The key challenge in this approach is how to capture the food distribution network in China? GHG emissions corresponding to one kg of food products at the refrigerated warehouse and retail stage can be aggregated up to match the total food quantity. However, in the food distribution stage, GHG emissions are normally measured in kg CO₂-eq per kg food per km traveled (Rai and Tassou 2017, Heard et al 2019), and it is difficult the capture the dynamic movement characters of food products in the distribution stage. Explicitly, the distance of food products traveled is normally unknown and researchers generally assume a static travel distance. For instance, Heard assumes the travel distance from the processing factory to the distribution center to be 976 km by the common average in the study of comparing the GHG emissions of meal kits and grocery store meals (Heard et al 2019).
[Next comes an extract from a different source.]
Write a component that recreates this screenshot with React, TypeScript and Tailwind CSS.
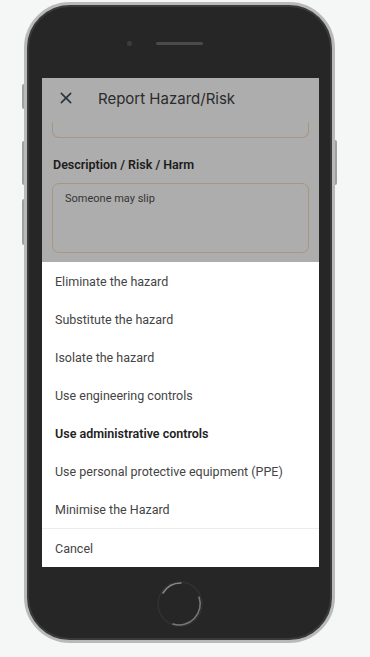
const options = [
  { label: 'Eliminate the hazard' },
  { label: 'Substitute the hazard' },
  { label: 'Isolate the hazard' },
  { label: 'Use engineering controls' },
  { label: 'Use administrative controls', active: true },
  { label: 'Use personal protective equipment (PPE)' },
  { label: 'Minimise the Hazard' },
];

function HomeButton() {
  return (
    <svg viewBox="0 0 50 50" className="h-[50px] w-[50px]" aria-hidden="true">
      <circle cx="25" cy="25" r="22" fill="none" stroke="#313131" strokeWidth="1.5" />
      <path d="M8 14A21 21 0 0 1 26 4" fill="none" stroke="#858585" strokeWidth="1.6" strokeLinecap="round" />
      <path d="M44 18A21 21 0 0 1 18 45" fill="none" stroke="#777" strokeWidth="1.6" strokeLinecap="round" />
    </svg>
  );
}

export default function App() {
  return (
    <div
      className="min-h-[657px] w-[370px] bg-[#f5f7f7] pl-[24px] pt-[2px]"
      style={{ fontFamily: 'Roboto, "Noto Sans", sans-serif' }}
    >
      <div className="relative h-[641px] w-[311px] rounded-[46px] border-[3px] border-[#b9b9b9] bg-[#262626] shadow-[inset_0_0_0_2px_#3a3a3a]">
        {/* side buttons */}
        <span className="absolute left-[-5px] top-[79px] h-[25px] w-[2px] rounded-l bg-[#a0a0a0]" />
        <span className="absolute left-[-5px] top-[136px] h-[44px] w-[2px] rounded-l bg-[#a0a0a0]" />
        <span className="absolute left-[-5px] top-[194px] h-[46px] w-[2px] rounded-l bg-[#a0a0a0]" />
        <span className="absolute right-[-5px] top-[135px] h-[45px] w-[2px] rounded-r bg-[#a0a0a0]" />

        <div className="flex h-[73px] items-center pl-[100px] pt-[4px]">
          <span className="h-[5px] w-[5px] rounded-full bg-[#3c3c3c]" />
          <span className="ml-[24px] h-[3px] w-[47px] rounded-full bg-[#4a4a4a]" />
        </div>

        <div className="ml-[15px] flex h-[489px] w-[277px] flex-col overflow-hidden bg-white">
          <div className="flex h-[184px] flex-col bg-[#adadad]">
            <div className="flex h-[44px] shrink-0 items-center pb-[4px] pl-[16px]">
              <svg viewBox="0 0 24 24" className="h-[16px] w-[16px]" fill="none" stroke="#2a3340" strokeWidth="2.4" strokeLinecap="round">
                <path d="M5 5l14 14M19 5L5 19" />
              </svg>
              <span
                className="ml-[24px] text-[15px] leading-none text-[#2b2b2b]"
                style={{ fontFamily: 'Inter, "Noto Sans", sans-serif' }}
              >
                Report Hazard/Risk
              </span>
            </div>
            <div className="mx-[10px] h-[16px] rounded-b-[7px] border border-t-0 border-[#a9967e]" />
            <div className="mt-[21px] px-[11px] text-[12.5px] font-semibold leading-none text-[#1c1c1c]">
              Description / Risk / Harm
            </div>
            <div className="mx-[10px] mt-[11px] h-[70px] rounded-[7px] border border-[#a9967e] px-[12px] pt-[9px] text-[11px] leading-none text-[#353535]">
              Someone may slip
            </div>
          </div>

          <div className="flex flex-1 flex-col">
            {options.map((o) => (
              <div
                key={o.label}
                className={`flex h-[38px] items-center px-[13px] pt-[2px] text-[12.5px] ${
                  o.active ? 'font-semibold text-[#222]' : 'text-[#444]'
                }`}
              >
                {o.label}
              </div>
            ))}
            <div className="h-px bg-[#ececec]" />
            <div className="flex h-[38px] items-center px-[13px] pt-[2px] text-[12.5px] text-[#444]">Cancel</div>
          </div>
        </div>

        <div className="flex justify-center pl-[1px] pt-[12px]">
          <HomeButton />
        </div>
      </div>
    </div>
  );
}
When it comes to estimating the cold chain network in China, it is challenging to find such a common average value to represent such a complex network.

Overall, whatever perspective is selected, estimating the total GHG emissions of the cold chain in China could be divided into two connected problems. Estimating the single-unit level GHG emissions (i.e. kg CO₂-eq/warehouse or kg CO₂-eq/kg food), and aggregating up to the national level by different rules. However, the accuracy of those approaches is uncertified and future investigations are needed.